— Your task —
Extract word for word the lines of the listing from its start to the line holding "string; kind?: 'add'", both ends kept; pictures are not part of the copy.

— Supplied records —
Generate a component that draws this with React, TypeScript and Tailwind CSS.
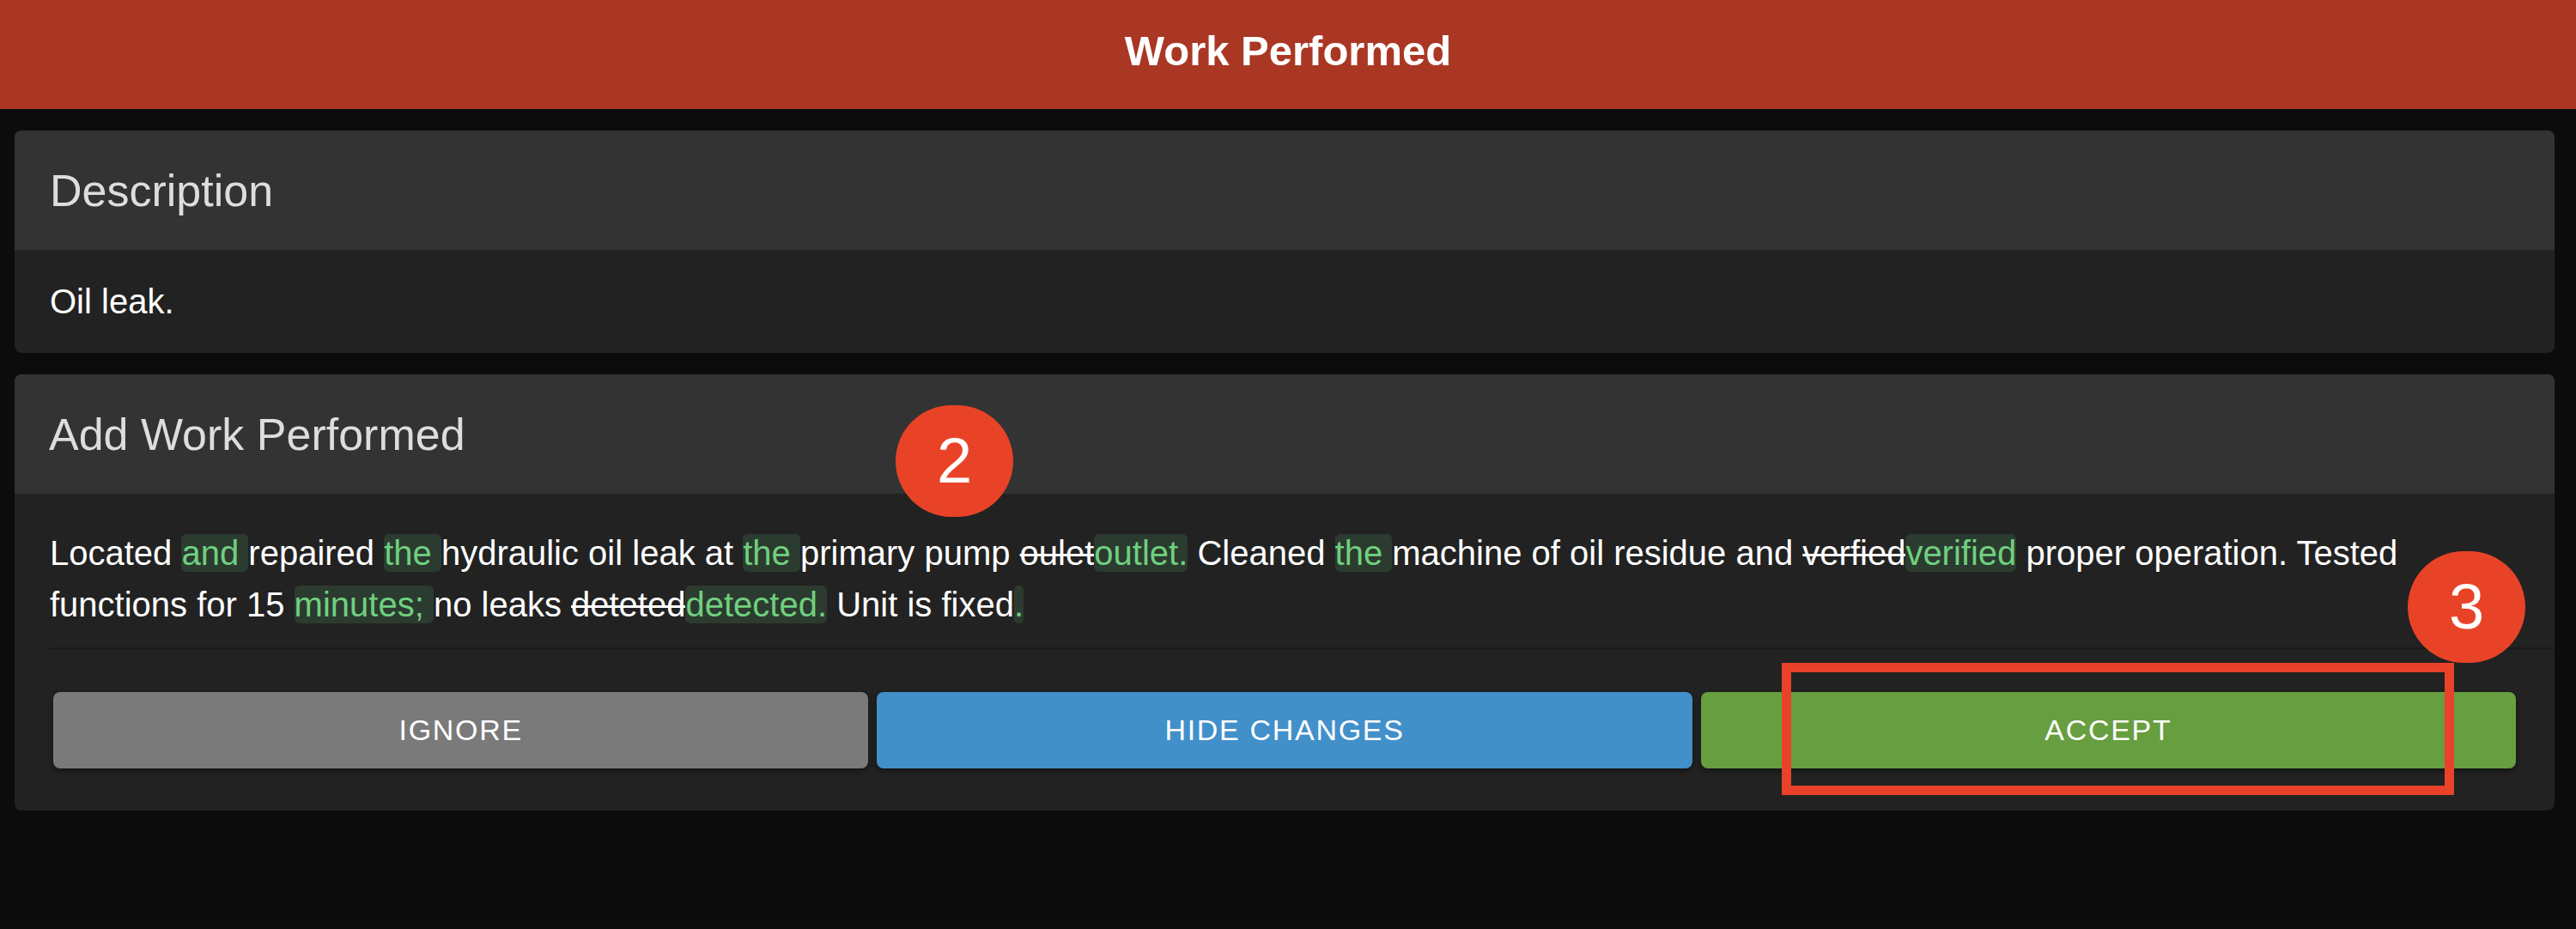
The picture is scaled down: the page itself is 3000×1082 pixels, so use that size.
// Work Performed — Änderungsvorschau (dark, Diff-Hervorhebung).

const FONT = "font-['Liberation_Sans',Arial,sans-serif]";

type Part = { t: string; kind?: 'add' | 'del' };

const PARTS: Part[] = [
  { t: 'Located ' },
  { t: 'and ', kind: 'add' },
  { t: 'repaired ' },
  { t: 'the ', kind: 'add' },
  { t: 'hydraulic oil leak at ' },
  { t: 'the ', kind: 'add' },
  { t: 'primary pump ' },
  { t: 'oulet', kind: 'del' },
  { t: 'outlet.', kind: 'add' },
  { t: ' Cleaned ' },
  { t: 'the ', kind: 'add' },
  { t: 'machine of oil residue and ' },
  { t: 'verfied', kind: 'del' },
  { t: 'verified', kind: 'add' },
  { t: ' proper operation. Tested functions for 15 ' },
  { t: 'minutes; ', kind: 'add' },
  { t: 'no leaks ' },
  { t: 'deteted', kind: 'del' },
  { t: 'detected.', kind: 'add' },
  { t: ' Unit is fixed' },
  { t: '.', kind: 'add' },
];

function DiffText() {
  return (
    <p className="text-[40px] leading-[60px] text-white">
      {PARTS.map((p, i) => {
        if (p.kind === 'add') {
          return (
            <span key={i} className="rounded-[6px] bg-[#2c3b2f] text-[#6fd07f]">
              {p.t}
            </span>
          );
        }
        if (p.kind === 'del') {
          return (
            <span key={i} className="line-through decoration-[3px]">
              {p.t}
            </span>
          );
        }
        return <span key={i}>{p.t}</span>;
      })}
    </p>
  );
}

function Badge({ n, className }: { n: string; className: string }) {
  return (
    <div
      className={`absolute flex items-center justify-center w-[137px] h-[130px] rounded-full bg-[#e94327] text-white text-[74px] leading-none ${className}`}
    >
      {n}
    </div>
  );
}

export default function App() {
  return (
    <div className={`relative min-h-screen bg-[#0c0c0c] ${FONT}`}>
      {/* Header */}
      <div className="h-[127px] bg-[#aa3723] flex items-center justify-center pb-[8px]">
        <h1 className="text-[49px] font-bold text-white">Work Performed</h1>
      </div>

      {/* Description */}
      <div className="ml-[17px] mr-[25px] mt-[25px] rounded-[8px] overflow-hidden bg-[#222222]">
        <div className="h-[139px] bg-[#333333] flex items-center px-[41px]">
          <h2 className="text-[52px] text-[#dddddd]">Description</h2>
        </div>
        <div className="px-[41px] py-[30px] text-[40px] leading-[60px] text-white">Oil leak.</div>
      </div>

      {/* Add Work Performed */}
      <div className="ml-[17px] mr-[25px] mt-[25px] rounded-[8px] overflow-hidden bg-[#222222]">
        <div className="h-[139px] bg-[#333333] flex items-center px-[40px]">
          <h2 className="text-[52px] text-[#dddddd]">Add Work Performed</h2>
        </div>
        <div className="px-[41px] pt-[39px] pb-[20px]">
          <DiffText />
        </div>
        <div className="ml-[40px] border-t-2 border-[#1a1a1a]" />
        <div className="grid grid-cols-3 gap-[10px] px-[45px] pt-[50px] pb-[49px]">
          <button className="h-[89px] rounded-[8px] bg-[#7a7a7a] text-white text-[34px] tracking-[0.05em] shadow-[0_3px_6px_rgba(0,0,0,0.45)]">
            IGNORE
          </button>
          <button className="h-[89px] rounded-[8px] bg-[#4290ca] text-white text-[34px] tracking-[0.05em] shadow-[0_3px_6px_rgba(0,0,0,0.45)]">
            HIDE CHANGES
          </button>
          <button className="h-[89px] rounded-[8px] bg-[#679e3f] text-white text-[34px] tracking-[0.05em] shadow-[0_3px_6px_rgba(0,0,0,0.45)]">
            ACCEPT
          </button>
        </div>
      </div>

      {/* Annotations */}
      <Badge n="2" className="left-[1043px] top-[472px]" />
      <Badge n="3" className="left-[2804px] top-[642px]" />
      <div className="absolute left-[2075px] top-[772px] w-[783px] h-[154px] border-[11px] border-[#e9412a]" />
    </div>
  );
}
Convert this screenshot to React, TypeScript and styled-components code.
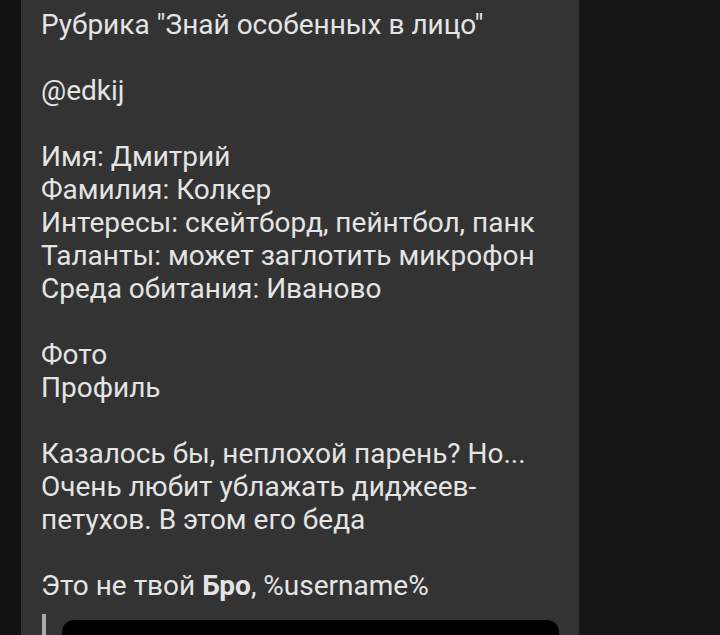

— Solved exercise —
Generate a component that draws this with React, TypeScript and Tailwind CSS.
The picture is scaled down: the page itself is 3000×1082 pixels, so use that size.
// Work Performed — Änderungsvorschau (dark, Diff-Hervorhebung).

const FONT = "font-['Liberation_Sans',Arial,sans-serif]";

type Part = { t: string; kind?: 'add' | 'del' };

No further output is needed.